= Koloi Lebona =

South Africa guitarist and music producer

Hendrik "Koloi" Lebona (2 August 1942-2013) was a South African guitarist and music producer. He is credited for discovering Brenda Fassie. His first acts were Afrofunk and Blues.

==Early life and education==
Lebona was born 2 August 1942, in Winburg. He attended the Athlone School for the Blind in Cape Town.

==Career==

Lebona founded the short-lived Black Label with Jimmy Mojopelo and Babsy Mlangeni. With Babsy Mlangeni, John Mothopeng, Jimmy Mojapelo, and Sy Falatsi, Lebona formed The All Rounders Band. Lebona and Mlangeni, whom he produced and who had the hit "Sala Emma," later became members of the Black Artists Management label.

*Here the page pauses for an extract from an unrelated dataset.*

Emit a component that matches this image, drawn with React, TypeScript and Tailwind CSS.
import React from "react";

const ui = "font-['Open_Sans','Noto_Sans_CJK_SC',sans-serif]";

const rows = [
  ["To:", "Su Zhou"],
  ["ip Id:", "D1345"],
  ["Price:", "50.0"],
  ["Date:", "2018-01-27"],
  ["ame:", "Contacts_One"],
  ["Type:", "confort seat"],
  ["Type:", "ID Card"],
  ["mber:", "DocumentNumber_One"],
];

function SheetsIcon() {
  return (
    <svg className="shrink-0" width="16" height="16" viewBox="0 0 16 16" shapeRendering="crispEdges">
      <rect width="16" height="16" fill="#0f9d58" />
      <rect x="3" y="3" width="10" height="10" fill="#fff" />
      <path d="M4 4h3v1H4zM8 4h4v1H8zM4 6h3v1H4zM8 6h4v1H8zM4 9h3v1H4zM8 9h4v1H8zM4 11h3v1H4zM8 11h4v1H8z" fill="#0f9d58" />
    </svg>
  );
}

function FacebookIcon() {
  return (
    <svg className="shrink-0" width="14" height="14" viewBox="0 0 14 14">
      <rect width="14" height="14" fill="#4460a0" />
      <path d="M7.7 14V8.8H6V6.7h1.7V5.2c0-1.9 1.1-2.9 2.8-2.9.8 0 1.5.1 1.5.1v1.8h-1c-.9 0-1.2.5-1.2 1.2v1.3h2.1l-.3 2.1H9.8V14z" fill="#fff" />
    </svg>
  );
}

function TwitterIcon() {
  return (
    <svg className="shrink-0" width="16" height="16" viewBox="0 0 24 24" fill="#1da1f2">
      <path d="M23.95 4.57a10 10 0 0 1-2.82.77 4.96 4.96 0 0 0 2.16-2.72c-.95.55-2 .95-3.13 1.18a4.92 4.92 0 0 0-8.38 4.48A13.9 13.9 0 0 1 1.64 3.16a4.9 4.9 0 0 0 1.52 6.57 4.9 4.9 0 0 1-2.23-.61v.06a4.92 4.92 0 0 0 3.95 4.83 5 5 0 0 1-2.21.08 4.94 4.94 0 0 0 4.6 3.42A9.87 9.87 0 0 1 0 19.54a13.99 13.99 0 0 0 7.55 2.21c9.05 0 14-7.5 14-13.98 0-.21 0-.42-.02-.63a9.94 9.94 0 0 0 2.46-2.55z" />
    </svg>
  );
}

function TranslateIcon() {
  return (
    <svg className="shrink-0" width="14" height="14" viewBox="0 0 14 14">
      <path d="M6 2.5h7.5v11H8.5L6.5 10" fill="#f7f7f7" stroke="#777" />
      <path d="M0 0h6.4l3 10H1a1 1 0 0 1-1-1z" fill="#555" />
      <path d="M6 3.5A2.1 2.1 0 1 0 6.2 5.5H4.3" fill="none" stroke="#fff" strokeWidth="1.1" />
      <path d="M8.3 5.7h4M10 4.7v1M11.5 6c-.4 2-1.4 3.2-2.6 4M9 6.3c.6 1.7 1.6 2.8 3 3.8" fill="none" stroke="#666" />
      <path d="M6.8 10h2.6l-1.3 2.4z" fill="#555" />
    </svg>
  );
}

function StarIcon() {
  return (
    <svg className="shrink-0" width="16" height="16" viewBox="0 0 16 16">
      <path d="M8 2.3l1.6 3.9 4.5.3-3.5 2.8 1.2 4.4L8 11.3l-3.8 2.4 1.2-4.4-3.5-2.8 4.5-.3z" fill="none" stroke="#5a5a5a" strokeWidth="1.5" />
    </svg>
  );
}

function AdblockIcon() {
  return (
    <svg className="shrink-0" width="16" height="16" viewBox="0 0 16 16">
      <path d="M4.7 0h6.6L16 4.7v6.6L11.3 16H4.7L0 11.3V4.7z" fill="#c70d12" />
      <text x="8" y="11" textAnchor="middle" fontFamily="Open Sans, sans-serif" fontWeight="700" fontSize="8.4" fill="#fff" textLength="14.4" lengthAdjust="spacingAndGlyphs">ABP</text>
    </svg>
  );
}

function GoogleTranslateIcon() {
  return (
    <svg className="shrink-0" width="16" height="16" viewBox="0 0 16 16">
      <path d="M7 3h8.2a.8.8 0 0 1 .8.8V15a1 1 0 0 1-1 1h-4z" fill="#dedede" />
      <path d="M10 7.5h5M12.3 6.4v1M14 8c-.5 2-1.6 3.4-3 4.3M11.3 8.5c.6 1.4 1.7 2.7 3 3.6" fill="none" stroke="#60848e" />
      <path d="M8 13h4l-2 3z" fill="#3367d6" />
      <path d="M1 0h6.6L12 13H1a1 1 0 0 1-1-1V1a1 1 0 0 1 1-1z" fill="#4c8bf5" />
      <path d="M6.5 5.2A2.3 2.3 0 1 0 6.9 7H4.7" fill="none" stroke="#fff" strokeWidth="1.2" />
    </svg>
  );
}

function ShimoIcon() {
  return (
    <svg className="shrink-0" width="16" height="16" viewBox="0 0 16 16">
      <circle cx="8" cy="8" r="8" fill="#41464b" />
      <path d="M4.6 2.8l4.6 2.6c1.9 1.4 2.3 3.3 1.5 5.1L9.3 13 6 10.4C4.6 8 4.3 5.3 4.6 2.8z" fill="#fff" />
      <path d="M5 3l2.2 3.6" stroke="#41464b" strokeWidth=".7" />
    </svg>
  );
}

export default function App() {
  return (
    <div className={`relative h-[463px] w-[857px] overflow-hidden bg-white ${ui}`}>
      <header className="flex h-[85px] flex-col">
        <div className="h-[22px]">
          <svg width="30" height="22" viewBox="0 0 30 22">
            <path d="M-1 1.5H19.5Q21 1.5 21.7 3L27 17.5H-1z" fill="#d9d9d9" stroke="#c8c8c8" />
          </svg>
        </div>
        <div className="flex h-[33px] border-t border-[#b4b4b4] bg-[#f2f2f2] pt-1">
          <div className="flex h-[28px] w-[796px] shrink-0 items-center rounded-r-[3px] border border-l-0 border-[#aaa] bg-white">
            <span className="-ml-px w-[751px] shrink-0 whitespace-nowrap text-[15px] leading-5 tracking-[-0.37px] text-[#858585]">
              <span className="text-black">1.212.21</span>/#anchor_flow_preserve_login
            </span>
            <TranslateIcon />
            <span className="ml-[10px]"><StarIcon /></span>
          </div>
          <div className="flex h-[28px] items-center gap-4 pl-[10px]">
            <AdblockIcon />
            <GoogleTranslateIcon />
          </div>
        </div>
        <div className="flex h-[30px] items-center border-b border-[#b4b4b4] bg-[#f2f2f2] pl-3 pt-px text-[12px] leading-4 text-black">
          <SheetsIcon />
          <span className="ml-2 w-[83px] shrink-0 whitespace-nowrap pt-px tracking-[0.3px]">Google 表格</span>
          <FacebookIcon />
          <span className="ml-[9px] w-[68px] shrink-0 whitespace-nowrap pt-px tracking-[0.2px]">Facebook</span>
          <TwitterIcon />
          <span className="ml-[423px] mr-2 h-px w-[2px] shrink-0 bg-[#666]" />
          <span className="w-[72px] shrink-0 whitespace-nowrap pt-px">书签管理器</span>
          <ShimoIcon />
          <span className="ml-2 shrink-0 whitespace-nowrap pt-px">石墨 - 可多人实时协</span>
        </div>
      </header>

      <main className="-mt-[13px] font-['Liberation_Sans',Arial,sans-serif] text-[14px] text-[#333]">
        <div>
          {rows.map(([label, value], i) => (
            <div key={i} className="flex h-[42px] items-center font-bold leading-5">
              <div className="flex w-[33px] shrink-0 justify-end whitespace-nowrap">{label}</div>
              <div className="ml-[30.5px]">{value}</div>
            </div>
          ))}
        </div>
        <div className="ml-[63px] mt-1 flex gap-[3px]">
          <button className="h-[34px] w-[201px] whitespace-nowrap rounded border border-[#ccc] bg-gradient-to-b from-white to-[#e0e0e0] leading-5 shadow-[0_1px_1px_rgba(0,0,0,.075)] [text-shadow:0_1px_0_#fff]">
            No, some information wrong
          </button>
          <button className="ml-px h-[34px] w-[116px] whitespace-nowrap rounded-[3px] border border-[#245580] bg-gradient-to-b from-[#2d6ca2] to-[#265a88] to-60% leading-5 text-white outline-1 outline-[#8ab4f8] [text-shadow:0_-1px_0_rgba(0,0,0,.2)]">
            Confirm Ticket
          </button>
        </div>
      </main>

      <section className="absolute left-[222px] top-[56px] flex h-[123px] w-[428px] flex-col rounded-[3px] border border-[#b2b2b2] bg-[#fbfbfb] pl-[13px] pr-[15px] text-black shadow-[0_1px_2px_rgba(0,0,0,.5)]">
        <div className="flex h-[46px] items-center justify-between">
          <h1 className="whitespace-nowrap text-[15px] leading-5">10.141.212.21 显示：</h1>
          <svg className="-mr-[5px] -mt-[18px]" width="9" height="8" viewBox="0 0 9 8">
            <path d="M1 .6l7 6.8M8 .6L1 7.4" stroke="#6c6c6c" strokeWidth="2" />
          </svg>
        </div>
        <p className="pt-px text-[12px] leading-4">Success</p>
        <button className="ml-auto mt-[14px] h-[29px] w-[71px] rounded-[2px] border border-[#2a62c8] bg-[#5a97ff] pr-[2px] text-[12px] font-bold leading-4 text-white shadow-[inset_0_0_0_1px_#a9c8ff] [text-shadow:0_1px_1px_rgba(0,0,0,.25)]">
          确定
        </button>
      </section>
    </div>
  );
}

In 1979, Lebona promoted the careers of pop singer Brenda Fassie and Ezra Ngcukana, whose debut album he produced in 1989. In 1984, he founded his label Khaya Records, where Saitana (Love Fever), "Special Cane Mahlelebe," and bands such as AFUBI (Get Up and Party) and Bayete (Shosholoza) released records. Together with Sipho Mabuse, he supported Paul Simon in his Graceland project in 1985. He also produced music by Philip Tabane/Malombo, Barney Rachabane, McCoy Mrubata, the African Jazz Pioneers, Jonathan Butler, and Jonas Gwangwa (Flowers of the Nation), among others; he also appeared in the documentary film Under African Skies (2012). He was awarded the Lifetime Achievement Award by the South African Music Awards for his life's work. He was also a founding member of the South African Blind Musicians Association.

== Personal life ==
Lebona died in 2013 at the age of 71.